Your Turn

Readers write, react, and respond. (January/February 2024)

Thank you for the moving tribute by David Shribman ’76 to coach Buddy Teevens ’79 [“His Life Was a Gift,” November/December]. It likely brought a tear to many an eye; it did to mine. Many of his legions of friends have said that Buddy “bled green.” Indeed, he did. And many have said that he leaves an inspiring “legacy.” He does. But most have missed the link: Buddy bled green because he was a legacy. His father, also named Eugene Teevens, was class of 1952. Bedtime lullabies no doubt included: “And if I had a son, Sir, I’d tell you what he’d do: He’d yell ‘To hell with Harvard’ like his daddy used to do!”

Godspeed to Teevens, truly a son of Dartmouth.

Westwood, Massachusetts 


To celebrate my 50th reunion in the summer of 2016, my wife and I visited Hanover to tour the campus. We wandered into Thayer Dining Hall, which I had not seen in 25 years and in which I had toiled in the dish room during all my semesters at the College. As we stepped into the lobby, we found Teevens standing in front of us—awaiting the arrival of a football recruit. Without hesitation he engaged us in conversation. When I explained my connection to Thayer, he launched into an excited recitation of how it had been so much improved since the 1960s—and then he led us on a mini-tour of the new facility.

All this kindness and enthusiasm delivered to strangers he had just encountered. One of the best things to ever happen to me on the Hanover Plain—and a reminder of Teevens’ all-encompassing embrace, across time and distance, of the essence of Dartmouth fellowship.

San Francisco


I deeply regretted the news of Teevens’ death. I met him when he was a lecturer on a Dartmouth-Princeton alumni cruise in the Caribbean in 2019. He was an inspiring speaker there, and his love and dedication to his players (and their physical well-being), not just as means to football victories but also as people whose enduring futures he wished to advance, came through loud and clear. 

Having learned I was a retired Foreign Service officer, he sought my contact data so that one of his players with an interest in diplomacy could contact me. Teevens was an eager competitor, but he knew that sports is one part of a broader liberal education and that his ultimate duty was not to “winning, whatever it takes,” but to the future lives of the students in his charge.

Washington, D.C.


Seen and Heard
We are members of the Dartmouth Asian Pacific American Alumni Association (DAPAAA) subcommittee on Asian American studies, and we write to

express our gratitude for the cover and feature story on the fight for Asian American
studies at Dartmouth [“The College Has No Asian American Studies Program. Why?” July/August].

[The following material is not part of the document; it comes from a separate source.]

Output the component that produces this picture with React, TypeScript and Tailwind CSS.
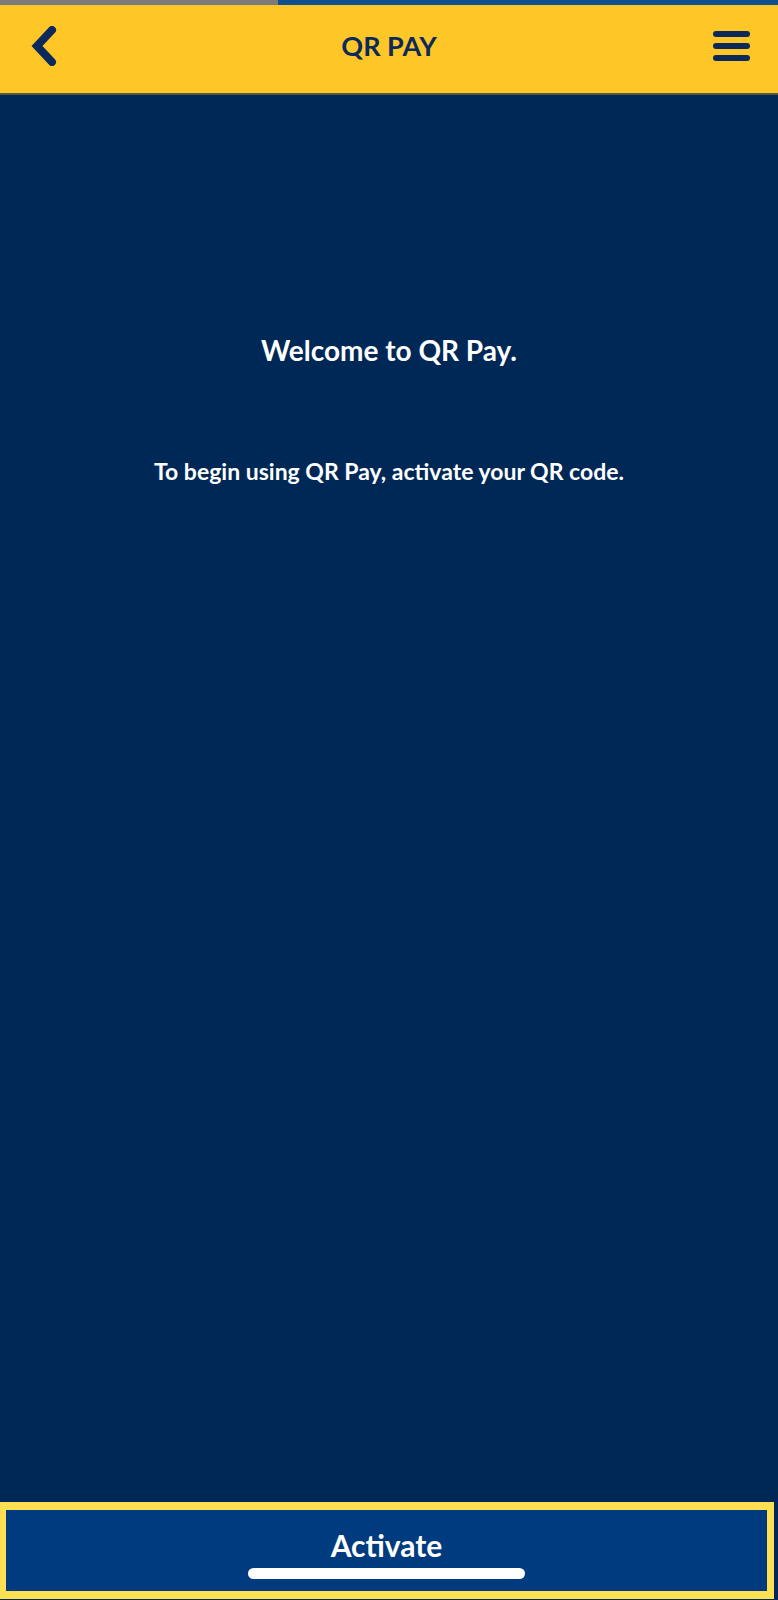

The struggle to establish such a program at Dartmouth has spanned decades. Despite extensive efforts since the 1990s, most Dartmouth alumni—within and beyond the Asian American Pacific Islander (AAPI) community—are not even aware of this ongoing effort for a more equitable and representative curriculum. The article counters that invisibility by making us more visible, literally. We have heard from DAPAAA members that the article makes them feel “seen,” and both AAPI and non-AAPI classmates have told us that the article has been “very educational.”

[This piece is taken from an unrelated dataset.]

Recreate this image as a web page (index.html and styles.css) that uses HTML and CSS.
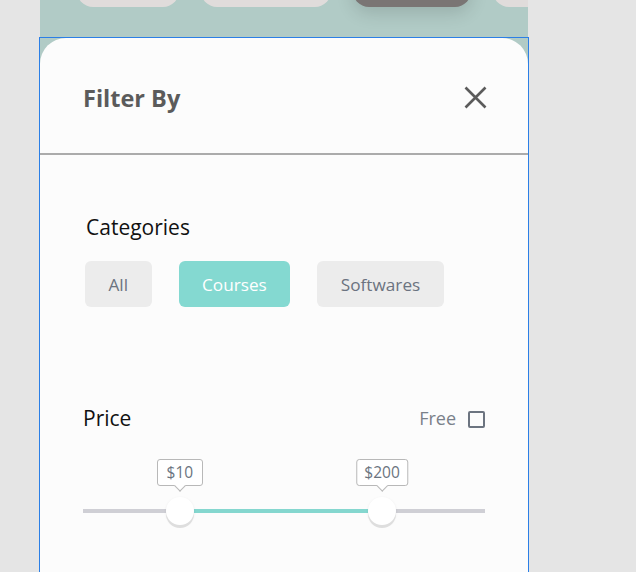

We appreciate in particular the article’s headline. This is the question our community has been asking for decades and the question that, once answered, will help us create a stronger and more inclusive Dartmouth. 

We also particularly
applaud the inclusion of the voices of alumni, students, faculty, and the administration alike in the article, given that creating a sustainable program at Dartmouth will require the consistent and dedicated efforts of all these stakeholders together. 

Thank you for covering important stories such as this, which reflect the diversity of the Dartmouth community. 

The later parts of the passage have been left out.